START DATA
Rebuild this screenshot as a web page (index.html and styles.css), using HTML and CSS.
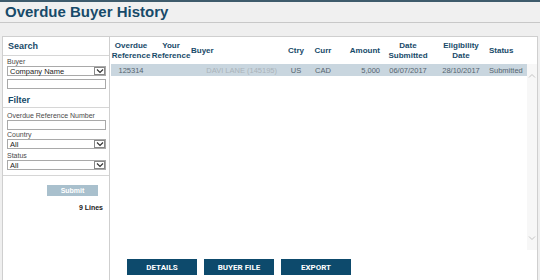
FILE: index.html
```html
<!DOCTYPE html>
<html>
<head>
<meta charset="utf-8">
<link rel="stylesheet" href="styles.css">
</head>
<body>
<div class="page">
  <header class="topbar"><h1 class="title">Overdue Buyer History</h1></header>
  <div class="content">
    <aside class="side">
      <div class="side-head search-head">Search</div>
      <div class="side-sec">
        <span class="lbl">Buyer</span>
        <div class="sel"><span>Company Name</span><span class="dd"><svg width="8" height="6" viewBox="0 0 8 6"><path d="M1 1.5 L4 4.5 L7 1.5" fill="none" stroke="#333" stroke-width="1.2"/></svg></span></div>
        <div class="inp"></div>
      </div>
      <div class="side-head filter-head">Filter</div>
      <div class="side-sec filter-sec">
        <span class="lbl">Overdue Reference Number</span>
        <div class="inp"></div>
        <span class="lbl">Country</span>
        <div class="sel"><span>All</span><span class="dd"><svg width="8" height="6" viewBox="0 0 8 6"><path d="M1 1.5 L4 4.5 L7 1.5" fill="none" stroke="#333" stroke-width="1.2"/></svg></span></div>
        <span class="lbl">Status</span>
        <div class="sel"><span>All</span><span class="dd"><svg width="8" height="6" viewBox="0 0 8 6"><path d="M1 1.5 L4 4.5 L7 1.5" fill="none" stroke="#333" stroke-width="1.2"/></svg></span></div>
      </div>
      <div class="side-foot">
        <button class="submit">Submit</button>
        <div class="lines">9 Lines</div>
      </div>
    </aside>
    <main class="main">
      <div class="grid">
        <div class="thead">
          <div class="c c1">Overdue<br>Reference</div>
          <div class="c c2">Your<br>Reference</div>
          <div class="c c3 left">Buyer</div>
          <div class="c c4">Ctry</div>
          <div class="c c5">Curr</div>
          <div class="c c6 right">Amount</div>
          <div class="c c7">Date<br>Submitted</div>
          <div class="c c8">Eligibility<br>Date</div>
          <div class="c c9 left">Status</div>
        </div>
        <div class="tbody">
          <div class="rows">
            <div class="row sel-row">
              <div class="c c1">125314</div>
              <div class="c c2"></div>
              <div class="c c3 right buyer">DAVI LANE (145195)</div>
              <div class="c c4">US</div>
              <div class="c c5">CAD</div>
              <div class="c c6 right">5,000</div>
              <div class="c c7">06/07/2017</div>
              <div class="c c8">28/10/2017</div>
              <div class="c c9 left">Submitted</div>
            </div>
          </div>
          <div class="scroll">
            <svg width="8" height="6" viewBox="0 0 8 6"><path d="M1 4.5 L4 1.5 L7 4.5" fill="none" stroke="#c4c4c4" stroke-width="1"/></svg>
            <svg width="8" height="6" viewBox="0 0 8 6"><path d="M1 1.5 L4 4.5 L7 1.5" fill="none" stroke="#c4c4c4" stroke-width="1"/></svg>
          </div>
        </div>
      </div>
      <div class="actions">
        <button class="btn">DETAILS</button>
        <button class="btn">BUYER FILE</button>
        <button class="btn">EXPORT</button>
      </div>
    </main>
  </div>
</div>
</body>
</html>
```
FILE: styles.css
```css
* { box-sizing: border-box; }
html, body { margin: 0; padding: 0; }
body {
  width: 540px; height: 280px; overflow: hidden;
  background: #efefef;
  font-family: "Liberation Sans", Arial, sans-serif;
  color: #333;
}
.page { display: flex; flex-direction: column; height: 280px; }
.topbar {
  border-top: 2px solid #3e5b6c;
  border-bottom: 1px solid #c8c8c8;
  height: 23px;
  padding: 0 5px;
  background: #f0f0f0;
}
.title {
  margin: 0; font-size: 15px; font-weight: bold; color: #174a69;
  line-height: 20px;
}
.content {
  flex: 1; display: flex; padding: 13px 2px 0 2px;
}
.side {
  width: 108px; background: #fff; border: 1px solid #cfcfcf; border-bottom: none;
  display: flex; flex-direction: column;
}
.side-head {
  font-size: 9px; line-height: 10px; font-weight: bold; color: #174a69;
  padding: 4px 5px 0;
  border-bottom: 1px solid #d6d6d6;
}
.search-head { height: 19px; }
.filter-head { height: 16px; padding-top: 3px; }
.side-sec { padding: 1px 3px 3px 4px; display: flex; flex-direction: column; }
.filter-sec { padding-top: 3px; padding-bottom: 5px; }
.lbl { font-size: 7px; color: #4a4a4a; line-height: 9px; }
.filter-sec .lbl + .sel, .filter-sec .lbl + .inp { margin-top: 0; }
.filter-sec .sel + .lbl { margin-top: 2px; }
.sel, .inp {
  height: 10px; border: 1px solid #a9a9a9; background: #fff;
  font-size: 7.5px; color: #222; display: flex; align-items: center; justify-content: space-between;
  padding-left: 2px;
}
.side-sec > .sel + .inp { margin-top: 3px; }
.dd {
  width: 11px; height: 8px; border: 1px solid #888; display: flex; align-items: center; justify-content: center;
}
.side-foot {
  border-top: 1px solid #d6d6d6;
  display: flex; flex-direction: column; align-items: flex-end; padding: 9px 6px 0 0;
}
.submit {
  width: 51px; height: 11px; border: none; background: #a9c0cd; color: #fff;
  font-family: inherit; font-size: 7px; font-weight: bold; padding: 0; margin-right: 5px;
}
.lines { font-size: 7px; font-weight: bold; color: #222; margin-top: 8px; }
.main {
  flex: 1; background: #fff; border: 1px solid #cfcfcf; border-left: none; border-bottom: none;
  display: flex; flex-direction: column;
}
.grid { flex: 1; display: flex; flex-direction: column; padding: 0 0 0 1px; }
.thead { display: flex; height: 27px; align-items: center; font-weight: bold; color: #174a69; font-size: 8px; line-height: 10px; padding-top: 1px; }
.c { text-align: center; white-space: nowrap; }
.left { text-align: left; }
.right { text-align: right; }
.c1 { width: 40px; }
.c2 { width: 40px; }
.c3 { width: 90px; }
.c4 { width: 30px; }
.c5 { width: 24px; }
.c6 { width: 48px; padding-right: 3px; }
.c7 { width: 50px; }
.c8 { width: 56px; }
.c9 { width: 38px; }
.tbody { flex: 1; display: flex; }
.rows { width: 416px; }
.row { display: flex; height: 12px; align-items: center; font-size: 7.5px; color: #56656f; }
.sel-row { background: #c9d6df; }
.row .c3 { padding-right: 4px; }
.buyer { color: #a9b3ba; }
.scroll {
  width: 10px; background: #f7f7f7; display: flex; flex-direction: column; justify-content: space-between;
  align-items: center; padding: 9px 0 9px; margin-bottom: 6px;
}
.actions { display: flex; gap: 7px; padding: 0 0 5px 17px; height: 24px; align-items: flex-end; }
.btn {
  width: 70px; height: 16px; border: none; background: #0d4a6c; color: #fff;
  font-family: "Roboto", "Liberation Sans", sans-serif; font-size: 8px; font-weight: bold; padding: 0;
}
```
END DATA
DIRECTIVE -
Working from the material above, transcribe it exactly while omitting pictures.

TASK OUTPUT -
Rebuild this screenshot as a web page (index.html and styles.css), using HTML and CSS.
FILE: index.html
```html
<!DOCTYPE html>
<html>
<head>
<meta charset="utf-8">
<link rel="stylesheet" href="styles.css">
</head>
<body>
<div class="page">
  <header class="topbar"><h1 class="title">Overdue Buyer History</h1></header>
  <div class="content">
    <aside class="side">
      <div class="side-head search-head">Search</div>
      <div class="side-sec">
        <span class="lbl">Buyer</span>
        <div class="sel"><span>Company Name</span><span class="dd"><svg width="8" height="6" viewBox="0 0 8 6"><path d="M1 1.5 L4 4.5 L7 1.5" fill="none" stroke="#333" stroke-width="1.2"/></svg></span></div>
        <div class="inp"></div>
      </div>
      <div class="side-head filter-head">Filter</div>
      <div class="side-sec filter-sec">
        <span class="lbl">Overdue Reference Number</span>
        <div class="inp"></div>
        <span class="lbl">Country</span>
        <div class="sel"><span>All</span><span class="dd"><svg width="8" height="6" viewBox="0 0 8 6"><path d="M1 1.5 L4 4.5 L7 1.5" fill="none" stroke="#333" stroke-width="1.2"/></svg></span></div>
        <span class="lbl">Status</span>
        <div class="sel"><span>All</span><span class="dd"><svg width="8" height="6" viewBox="0 0 8 6"><path d="M1 1.5 L4 4.5 L7 1.5" fill="none" stroke="#333" stroke-width="1.2"/></svg></span></div>
      </div>
      <div class="side-foot">
        <button class="submit">Submit</button>
        <div class="lines">9 Lines</div>
      </div>
    </aside>
    <main class="main">
      <div class="grid">
        <div class="thead">
          <div class="c c1">Overdue<br>Reference</div>
          <div class="c c2">Your<br>Reference</div>
          <div class="c c3 left">Buyer</div>
          <div class="c c4">Ctry</div>
          <div class="c c5">Curr</div>
          <div class="c c6 right">Amount</div>
          <div class="c c7">Date<br>Submitted</div>
          <div class="c c8">Eligibility<br>Date</div>
          <div class="c c9 left">Status</div>
        </div>
        <div class="tbody">
          <div class="rows">
            <div class="row sel-row">
              <div class="c c1">125314</div>
              <div class="c c2"></div>
              <div class="c c3 right buyer">DAVI LANE (145195)</div>
              <div class="c c4">US</div>
              <div class="c c5">CAD</div>
              <div class="c c6 right">5,000</div>
              <div class="c c7">06/07/2017</div>
              <div class="c c8">28/10/2017</div>
              <div class="c c9 left">Submitted</div>
            </div>
          </div>
          <div class="scroll">
            <svg width="8" height="6" viewBox="0 0 8 6"><path d="M1 4.5 L4 1.5 L7 4.5" fill="none" stroke="#c4c4c4" stroke-width="1"/></svg>
            <svg width="8" height="6" viewBox="0 0 8 6"><path d="M1 1.5 L4 4.5 L7 1.5" fill="none" stroke="#c4c4c4" stroke-width="1"/></svg>
          </div>
        </div>
      </div>
      <div class="actions">
        <button class="btn">DETAILS</button>
        <button class="btn">BUYER FILE</button>
        <button class="btn">EXPORT</button>
      </div>
    </main>
  </div>
</div>
</body>
</html>
```
FILE: styles.css
```css
* { box-sizing: border-box; }
html, body { margin: 0; padding: 0; }
body {
  width: 540px; height: 280px; overflow: hidden;
  background: #efefef;
  font-family: "Liberation Sans", Arial, sans-serif;
  color: #333;
}
.page { display: flex; flex-direction: column; height: 280px; }
.topbar {
  border-top: 2px solid #3e5b6c;
  border-bottom: 1px solid #c8c8c8;
  height: 23px;
  padding: 0 5px;
  background: #f0f0f0;
}
.title {
  margin: 0; font-size: 15px; font-weight: bold; color: #174a69;
  line-height: 20px;
}
.content {
  flex: 1; display: flex; padding: 13px 2px 0 2px;
}
.side {
  width: 108px; background: #fff; border: 1px solid #cfcfcf; border-bottom: none;
  display: flex; flex-direction: column;
}
.side-head {
  font-size: 9px; line-height: 10px; font-weight: bold; color: #174a69;
  padding: 4px 5px 0;
  border-bottom: 1px solid #d6d6d6;
}
.search-head { height: 19px; }
.filter-head { height: 16px; padding-top: 3px; }
.side-sec { padding: 1px 3px 3px 4px; display: flex; flex-direction: column; }
.filter-sec { padding-top: 3px; padding-bottom: 5px; }
.lbl { font-size: 7px; color: #4a4a4a; line-height: 9px; }
.filter-sec .lbl + .sel, .filter-sec .lbl + .inp { margin-top: 0; }
.filter-sec .sel + .lbl { margin-top: 2px; }
.sel, .inp {
  height: 10px; border: 1px solid #a9a9a9; background: #fff;
  font-size: 7.5px; color: #222; display: flex; align-items: center; justify-content: space-between;
  padding-left: 2px;
}
.side-sec > .sel + .inp { margin-top: 3px; }
.dd {
  width: 11px; height: 8px; border: 1px solid #888; display: flex; align-items: center; justify-content: center;
}
.side-foot {
  border-top: 1px solid #d6d6d6;
  display: flex; flex-direction: column; align-items: flex-end; padding: 9px 6px 0 0;
}
.submit {
  width: 51px; height: 11px; border: none; background: #a9c0cd; color: #fff;
  font-family: inherit; font-size: 7px; font-weight: bold; padding: 0; margin-right: 5px;
}
.lines { font-size: 7px; font-weight: bold; color: #222; margin-top: 8px; }
.main {
  flex: 1; background: #fff; border: 1px solid #cfcfcf; border-left: none; border-bottom: none;
  display: flex; flex-direction: column;
}
.grid { flex: 1; display: flex; flex-direction: column; padding: 0 0 0 1px; }
.thead { display: flex; height: 27px; align-items: center; font-weight: bold; color: #174a69; font-size: 8px; line-height: 10px; padding-top: 1px; }
.c { text-align: center; white-space: nowrap; }
.left { text-align: left; }
.right { text-align: right; }
.c1 { width: 40px; }
.c2 { width: 40px; }
.c3 { width: 90px; }
.c4 { width: 30px; }
.c5 { width: 24px; }
.c6 { width: 48px; padding-right: 3px; }
.c7 { width: 50px; }
.c8 { width: 56px; }
.c9 { width: 38px; }
.tbody { flex: 1; display: flex; }
.rows { width: 416px; }
.row { display: flex; height: 12px; align-items: center; font-size: 7.5px; color: #56656f; }
.sel-row { background: #c9d6df; }
.row .c3 { padding-right: 4px; }
.buyer { color: #a9b3ba; }
.scroll {
  width: 10px; background: #f7f7f7; display: flex; flex-direction: column; justify-content: space-between;
  align-items: center; padding: 9px 0 9px; margin-bottom: 6px;
}
.actions { display: flex; gap: 7px; padding: 0 0 5px 17px; height: 24px; align-items: flex-end; }
.btn {
  width: 70px; height: 16px; border: none; background: #0d4a6c; color: #fff;
  font-family: "Roboto", "Liberation Sans", sans-serif; font-size: 8px; font-weight: bold; padding: 0;
}
```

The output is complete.